D. : En même temps, Pierre dit qu’il a vous a choisi en vous laissant une entière liberté, vous acteurs…

P.C. : En même temps Pierre nous a choisi pour ce qu’on est. La composition est relativement mince. Et je crois que la manière dont le scénario et les dialogues sont écrits induit une façon de parler ou de jouer. C’est particulièrement vrai pour les films de Pierre, ses dialogues composent vraiment une partition précise, claire.

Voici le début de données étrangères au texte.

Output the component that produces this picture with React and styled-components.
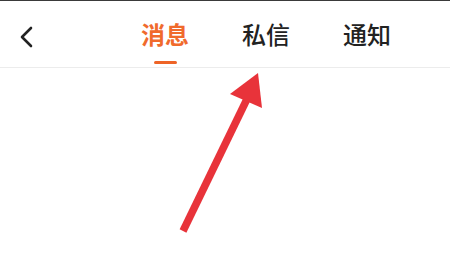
import React from "react";
import styled, { createGlobalStyle } from "styled-components";

const Global = createGlobalStyle`
  html, body { margin: 0; padding: 0; background: #fff; }
  body { font-family: "Noto Sans CJK SC", "Noto Sans", sans-serif; }
`;

const Page = styled.div`
  position: relative;
  width: 450px;
  height: 261px;
  background: #fff;
  border-top: 1px solid #3a3a3a;
  box-sizing: border-box;
  overflow: hidden;
`;

const Header = styled.div`
  display: flex;
  align-items: flex-start;
  height: 66px;
  border-bottom: 1px solid #ececec;
`;

const Back = styled.div`
  width: 141px;
  padding: 25px 0 0 19px;
  box-sizing: border-box;
  color: #222;
`;

const Tabs = styled.div`
  display: flex;
  gap: 53px;
  padding-top: 18px;
`;

const Tab = styled.div`
  display: flex;
  flex-direction: column;
  align-items: center;
  width: 48px;
  font-size: 24px;
  line-height: 30px;
  font-weight: ${p => (p.active ? 700 : 500)};
  color: ${p => (p.active ? "#f06a2c" : "#222")};
`;

const Underline = styled.div`
  margin-top: 12px;
  width: 23px;
  height: 3px;
  border-radius: 2px;
  background: ${p => (p.active ? "#ee6427" : "transparent")};
`;

const ArrowLayer = styled.svg`
  position: absolute;
  left: 0;
  top: 0;
`;

export default function App() {
  const tabs = ["消息", "私信", "通知"];
  return (
    <>
      <Global />
      <Page>
        <Header>
          <Back>
            <svg width="16" height="22" viewBox="0 0 16 22">
              <path d="M12 2 L3 11 L12 20" fill="none" stroke="#222" strokeWidth="2.6" strokeLinecap="round" strokeLinejoin="round" />
            </svg>
          </Back>
          <Tabs>
            {tabs.map((t, i) => (
              <Tab key={t} active={i === 0}>
                {t}
                <Underline active={i === 0} />
              </Tab>
            ))}
          </Tabs>
        </Header>
        <ArrowLayer width="450" height="261" viewBox="0 0 450 261">
          <line x1="183" y1="230" x2="248" y2="96" stroke="#e8333a" strokeWidth="7.5" strokeLinecap="butt" />
          <polygon points="258,72 230,93 262,107" fill="#e8333a" />
        </ArrowLayer>
      </Page>
    </>
  );
}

D. : Et la place de la caméra ?

P.C. : La caméra elle est là, c’est comme une loupe. Je pense qu’elle voit tout. La caméra me donne plus de plaisir quand j’accepte sa présence, au lieu d’y résister ou de faire comme si elle n’était pas là. Elle est une présence passive qui n’influe pas. Je trouve ça étrange de nier l’existence de la caméra. En aïkido, on dit qu’il faut accueillir le partenaire. Je crois que c’est pareil pour la caméra : il faut l’accueillir.

D. : Le jeu pour toi est donc un exercice de sincérité.

P.C. : Un exercice de sincérité… Et d’imagination.

D. : Qu’est-ce que tu penses que Pierre attend de toi ?

P.C. : Que je le fasse rire ! Enfin, c’est ce que j’imagine quand je lis le scénario…

Entretien réalisé à Paris le 17 février 2015.

Image : Deux Rémi deux (Pierre Léon, 2016).